+++ RECORDS TO USE +++
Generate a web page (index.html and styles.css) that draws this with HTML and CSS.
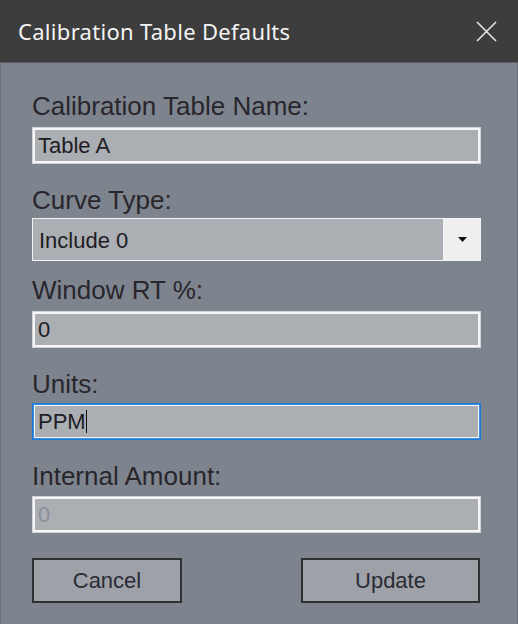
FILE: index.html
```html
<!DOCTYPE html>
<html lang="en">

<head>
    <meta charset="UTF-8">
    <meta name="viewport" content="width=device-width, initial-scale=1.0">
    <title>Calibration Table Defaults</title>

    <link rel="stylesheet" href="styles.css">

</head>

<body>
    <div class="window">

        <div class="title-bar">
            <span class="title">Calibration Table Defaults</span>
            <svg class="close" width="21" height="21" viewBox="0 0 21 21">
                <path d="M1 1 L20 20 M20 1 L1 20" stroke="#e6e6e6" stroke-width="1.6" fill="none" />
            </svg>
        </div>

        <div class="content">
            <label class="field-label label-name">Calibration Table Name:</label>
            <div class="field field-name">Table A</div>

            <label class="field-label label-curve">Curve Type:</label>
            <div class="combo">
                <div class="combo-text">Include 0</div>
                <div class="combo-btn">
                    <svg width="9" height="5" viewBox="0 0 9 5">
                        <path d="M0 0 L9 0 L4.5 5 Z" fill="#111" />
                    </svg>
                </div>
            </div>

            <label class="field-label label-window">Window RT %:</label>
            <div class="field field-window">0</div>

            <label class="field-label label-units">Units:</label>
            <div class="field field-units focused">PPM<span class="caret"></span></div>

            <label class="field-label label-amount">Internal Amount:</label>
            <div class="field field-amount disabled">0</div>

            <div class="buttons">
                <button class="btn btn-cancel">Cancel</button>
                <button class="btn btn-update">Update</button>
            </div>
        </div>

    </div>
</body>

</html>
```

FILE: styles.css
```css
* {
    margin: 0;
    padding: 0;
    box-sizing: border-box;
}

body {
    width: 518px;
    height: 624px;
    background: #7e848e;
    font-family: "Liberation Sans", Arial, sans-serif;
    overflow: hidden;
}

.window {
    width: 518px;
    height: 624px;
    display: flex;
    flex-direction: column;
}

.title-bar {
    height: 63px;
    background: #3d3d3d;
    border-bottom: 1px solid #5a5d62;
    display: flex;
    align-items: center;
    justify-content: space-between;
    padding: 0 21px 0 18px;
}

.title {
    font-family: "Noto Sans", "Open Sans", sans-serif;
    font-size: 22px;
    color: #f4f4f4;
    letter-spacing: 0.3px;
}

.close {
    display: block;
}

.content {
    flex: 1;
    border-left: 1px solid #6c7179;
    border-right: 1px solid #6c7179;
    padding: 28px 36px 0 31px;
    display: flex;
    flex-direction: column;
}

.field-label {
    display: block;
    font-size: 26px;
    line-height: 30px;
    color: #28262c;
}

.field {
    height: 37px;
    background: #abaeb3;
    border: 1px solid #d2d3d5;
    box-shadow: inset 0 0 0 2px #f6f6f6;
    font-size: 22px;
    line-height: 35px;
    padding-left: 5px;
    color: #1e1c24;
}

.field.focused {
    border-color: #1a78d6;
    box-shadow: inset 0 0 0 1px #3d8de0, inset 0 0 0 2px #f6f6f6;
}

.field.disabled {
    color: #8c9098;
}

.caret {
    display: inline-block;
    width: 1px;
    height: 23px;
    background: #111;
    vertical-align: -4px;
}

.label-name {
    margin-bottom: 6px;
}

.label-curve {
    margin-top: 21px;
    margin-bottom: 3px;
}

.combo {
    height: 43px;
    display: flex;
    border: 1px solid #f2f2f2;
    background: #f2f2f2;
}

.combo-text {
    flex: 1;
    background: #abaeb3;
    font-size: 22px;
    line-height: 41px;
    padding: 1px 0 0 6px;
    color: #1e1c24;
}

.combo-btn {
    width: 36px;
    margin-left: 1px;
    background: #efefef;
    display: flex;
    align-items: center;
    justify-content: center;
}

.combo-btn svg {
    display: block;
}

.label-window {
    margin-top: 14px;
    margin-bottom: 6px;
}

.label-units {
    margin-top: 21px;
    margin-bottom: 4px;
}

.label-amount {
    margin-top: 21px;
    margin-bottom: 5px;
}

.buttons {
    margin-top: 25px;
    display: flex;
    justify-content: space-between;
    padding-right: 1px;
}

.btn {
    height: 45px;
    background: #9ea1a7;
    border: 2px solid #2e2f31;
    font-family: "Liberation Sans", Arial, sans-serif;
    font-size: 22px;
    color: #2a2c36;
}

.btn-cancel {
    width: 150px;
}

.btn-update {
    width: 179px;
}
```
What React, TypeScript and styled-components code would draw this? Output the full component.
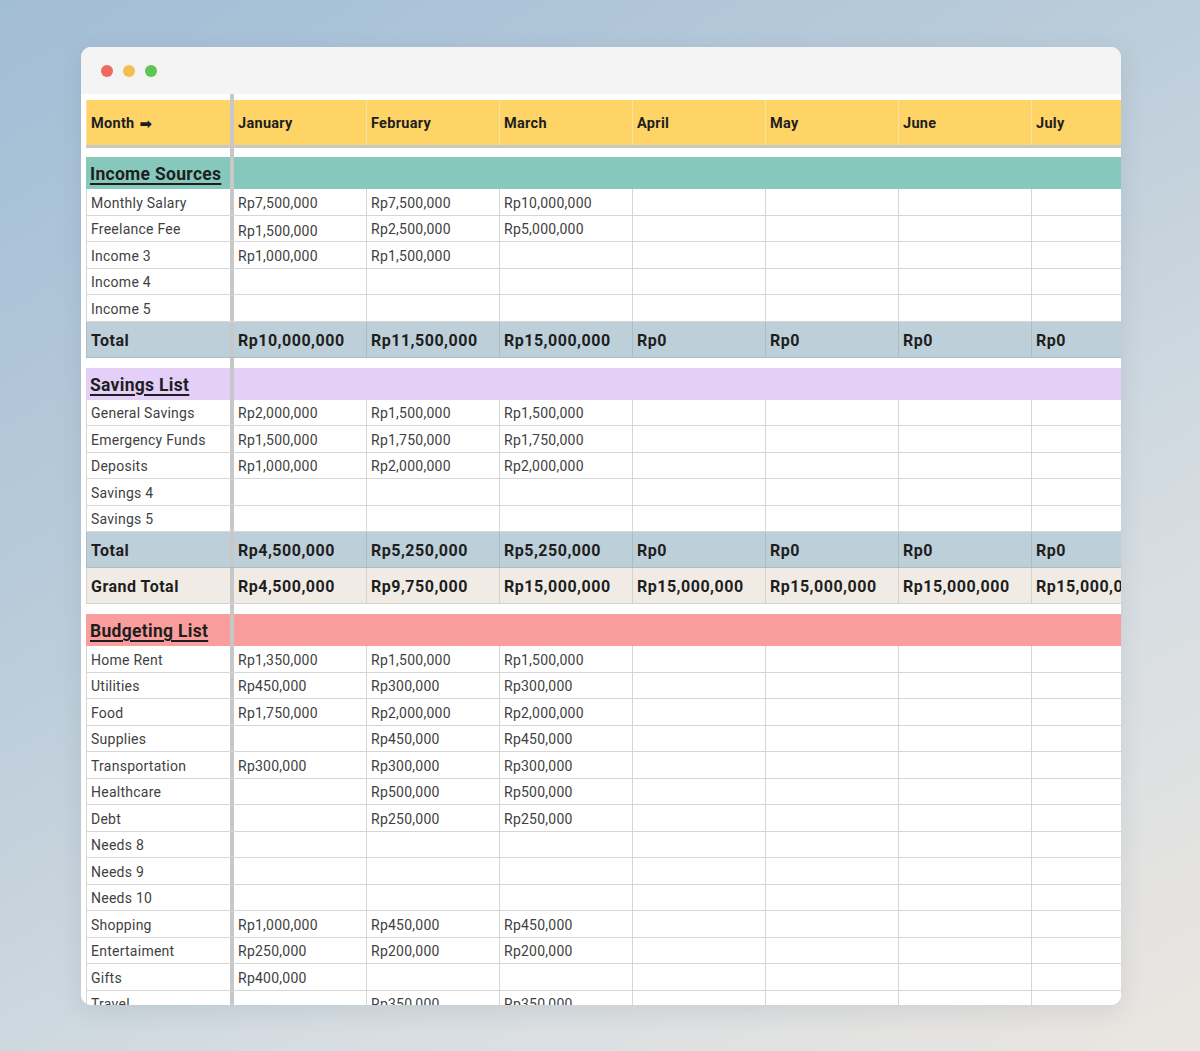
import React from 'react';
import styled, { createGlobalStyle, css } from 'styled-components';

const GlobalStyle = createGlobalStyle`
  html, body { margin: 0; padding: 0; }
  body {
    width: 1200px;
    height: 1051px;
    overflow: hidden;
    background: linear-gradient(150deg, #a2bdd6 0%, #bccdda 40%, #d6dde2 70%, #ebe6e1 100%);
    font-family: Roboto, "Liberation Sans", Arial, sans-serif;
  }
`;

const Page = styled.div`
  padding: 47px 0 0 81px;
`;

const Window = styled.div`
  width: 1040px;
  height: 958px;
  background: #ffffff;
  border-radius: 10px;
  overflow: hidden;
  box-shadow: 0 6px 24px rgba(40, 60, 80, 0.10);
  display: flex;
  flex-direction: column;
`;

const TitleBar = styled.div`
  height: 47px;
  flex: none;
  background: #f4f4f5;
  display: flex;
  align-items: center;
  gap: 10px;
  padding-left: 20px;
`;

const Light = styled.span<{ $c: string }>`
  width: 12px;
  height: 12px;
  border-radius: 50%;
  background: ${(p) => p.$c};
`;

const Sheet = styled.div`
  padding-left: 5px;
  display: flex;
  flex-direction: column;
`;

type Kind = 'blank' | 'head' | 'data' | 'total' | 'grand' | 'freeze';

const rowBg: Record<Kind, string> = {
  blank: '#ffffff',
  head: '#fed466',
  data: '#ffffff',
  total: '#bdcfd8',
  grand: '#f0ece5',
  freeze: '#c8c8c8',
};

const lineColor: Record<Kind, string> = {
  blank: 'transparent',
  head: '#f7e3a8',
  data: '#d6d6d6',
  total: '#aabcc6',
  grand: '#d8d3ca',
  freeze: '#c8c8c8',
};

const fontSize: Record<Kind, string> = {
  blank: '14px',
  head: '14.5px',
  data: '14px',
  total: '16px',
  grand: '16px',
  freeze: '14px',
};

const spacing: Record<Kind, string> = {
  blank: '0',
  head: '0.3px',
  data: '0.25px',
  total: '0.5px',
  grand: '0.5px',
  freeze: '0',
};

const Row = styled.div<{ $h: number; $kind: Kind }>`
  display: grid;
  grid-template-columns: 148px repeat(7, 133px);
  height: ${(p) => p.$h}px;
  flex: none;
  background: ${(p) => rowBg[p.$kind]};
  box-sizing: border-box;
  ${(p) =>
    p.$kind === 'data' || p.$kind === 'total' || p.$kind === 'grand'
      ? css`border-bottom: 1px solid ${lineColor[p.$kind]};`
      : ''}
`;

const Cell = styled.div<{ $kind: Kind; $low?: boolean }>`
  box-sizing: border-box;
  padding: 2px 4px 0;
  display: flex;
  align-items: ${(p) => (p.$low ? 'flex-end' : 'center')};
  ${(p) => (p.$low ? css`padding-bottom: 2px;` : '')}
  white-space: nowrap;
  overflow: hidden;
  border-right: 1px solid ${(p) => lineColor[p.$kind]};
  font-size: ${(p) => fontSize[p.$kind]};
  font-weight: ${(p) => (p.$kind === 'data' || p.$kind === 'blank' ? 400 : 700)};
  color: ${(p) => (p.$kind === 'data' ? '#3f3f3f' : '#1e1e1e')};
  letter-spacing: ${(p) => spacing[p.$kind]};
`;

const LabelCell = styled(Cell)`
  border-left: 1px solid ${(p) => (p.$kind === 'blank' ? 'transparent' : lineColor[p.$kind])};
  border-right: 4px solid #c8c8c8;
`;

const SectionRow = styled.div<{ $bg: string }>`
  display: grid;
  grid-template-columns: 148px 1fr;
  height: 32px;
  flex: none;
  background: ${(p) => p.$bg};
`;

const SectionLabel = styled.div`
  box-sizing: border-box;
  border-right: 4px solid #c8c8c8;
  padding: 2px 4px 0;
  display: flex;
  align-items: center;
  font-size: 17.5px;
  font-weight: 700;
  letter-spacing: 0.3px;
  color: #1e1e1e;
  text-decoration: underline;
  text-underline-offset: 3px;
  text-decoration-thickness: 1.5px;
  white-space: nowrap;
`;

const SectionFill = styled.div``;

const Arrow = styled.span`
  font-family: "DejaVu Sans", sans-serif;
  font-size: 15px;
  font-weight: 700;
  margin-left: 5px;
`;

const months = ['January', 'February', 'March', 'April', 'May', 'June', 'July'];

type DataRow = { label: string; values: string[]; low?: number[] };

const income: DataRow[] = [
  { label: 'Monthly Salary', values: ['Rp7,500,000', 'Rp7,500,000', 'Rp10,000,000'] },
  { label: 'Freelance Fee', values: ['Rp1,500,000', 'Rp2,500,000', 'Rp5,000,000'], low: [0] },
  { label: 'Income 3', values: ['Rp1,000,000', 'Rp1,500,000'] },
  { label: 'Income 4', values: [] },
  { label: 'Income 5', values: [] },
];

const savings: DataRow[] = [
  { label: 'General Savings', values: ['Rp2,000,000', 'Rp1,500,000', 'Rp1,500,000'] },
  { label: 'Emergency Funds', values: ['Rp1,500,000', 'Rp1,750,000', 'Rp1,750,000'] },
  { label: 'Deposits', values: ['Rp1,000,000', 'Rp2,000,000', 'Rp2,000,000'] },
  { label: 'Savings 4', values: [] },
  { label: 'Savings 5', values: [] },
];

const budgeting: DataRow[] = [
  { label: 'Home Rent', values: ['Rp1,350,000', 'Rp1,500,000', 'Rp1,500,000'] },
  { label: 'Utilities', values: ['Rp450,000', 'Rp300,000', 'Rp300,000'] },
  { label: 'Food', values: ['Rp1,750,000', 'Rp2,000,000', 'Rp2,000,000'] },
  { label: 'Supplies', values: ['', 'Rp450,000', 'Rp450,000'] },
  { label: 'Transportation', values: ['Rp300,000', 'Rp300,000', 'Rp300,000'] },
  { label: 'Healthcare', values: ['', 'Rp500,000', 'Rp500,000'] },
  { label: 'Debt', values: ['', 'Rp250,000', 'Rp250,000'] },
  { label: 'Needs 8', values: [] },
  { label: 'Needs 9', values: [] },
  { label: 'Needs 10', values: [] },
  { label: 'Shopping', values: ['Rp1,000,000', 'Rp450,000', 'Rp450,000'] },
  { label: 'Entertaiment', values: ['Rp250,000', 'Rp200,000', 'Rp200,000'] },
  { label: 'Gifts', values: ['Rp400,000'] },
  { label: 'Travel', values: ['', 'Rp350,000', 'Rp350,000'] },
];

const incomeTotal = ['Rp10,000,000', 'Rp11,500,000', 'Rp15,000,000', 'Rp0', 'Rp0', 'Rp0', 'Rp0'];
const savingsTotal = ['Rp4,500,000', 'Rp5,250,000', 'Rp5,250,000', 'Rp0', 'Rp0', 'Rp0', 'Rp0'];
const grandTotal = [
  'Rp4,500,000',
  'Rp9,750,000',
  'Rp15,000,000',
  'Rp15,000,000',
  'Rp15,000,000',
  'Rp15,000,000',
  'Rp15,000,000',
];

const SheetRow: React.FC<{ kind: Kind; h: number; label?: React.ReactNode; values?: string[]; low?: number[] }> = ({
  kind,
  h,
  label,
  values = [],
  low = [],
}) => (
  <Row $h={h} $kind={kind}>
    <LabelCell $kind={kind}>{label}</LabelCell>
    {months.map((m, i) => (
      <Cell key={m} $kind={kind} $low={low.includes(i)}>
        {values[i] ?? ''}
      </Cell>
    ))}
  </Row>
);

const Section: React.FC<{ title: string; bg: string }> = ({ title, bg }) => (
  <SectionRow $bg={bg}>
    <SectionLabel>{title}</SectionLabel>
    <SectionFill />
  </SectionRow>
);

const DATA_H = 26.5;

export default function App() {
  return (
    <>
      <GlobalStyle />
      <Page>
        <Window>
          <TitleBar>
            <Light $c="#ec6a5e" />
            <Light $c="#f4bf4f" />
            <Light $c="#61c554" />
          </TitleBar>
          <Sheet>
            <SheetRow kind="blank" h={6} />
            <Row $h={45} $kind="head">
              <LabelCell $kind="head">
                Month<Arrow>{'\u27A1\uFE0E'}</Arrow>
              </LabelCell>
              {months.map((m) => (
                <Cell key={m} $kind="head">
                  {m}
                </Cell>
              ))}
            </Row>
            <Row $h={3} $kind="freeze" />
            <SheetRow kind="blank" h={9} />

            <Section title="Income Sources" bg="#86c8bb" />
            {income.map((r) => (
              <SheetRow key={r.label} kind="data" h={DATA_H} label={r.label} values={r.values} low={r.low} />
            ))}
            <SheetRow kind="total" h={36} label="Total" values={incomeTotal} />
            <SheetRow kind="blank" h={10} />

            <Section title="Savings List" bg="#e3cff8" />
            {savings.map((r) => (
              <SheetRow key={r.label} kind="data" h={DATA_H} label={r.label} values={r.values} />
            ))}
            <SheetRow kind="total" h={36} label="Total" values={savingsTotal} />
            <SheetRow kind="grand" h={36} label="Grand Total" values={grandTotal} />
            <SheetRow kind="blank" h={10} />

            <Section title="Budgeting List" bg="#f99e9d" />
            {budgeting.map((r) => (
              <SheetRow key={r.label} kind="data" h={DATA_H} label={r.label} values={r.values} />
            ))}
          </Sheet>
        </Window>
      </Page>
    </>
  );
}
+++
STATED EXERCISE
Check every line of the material for the string "components" and give the number of lines that have it, without anything else.

CORRECT ANSWER
2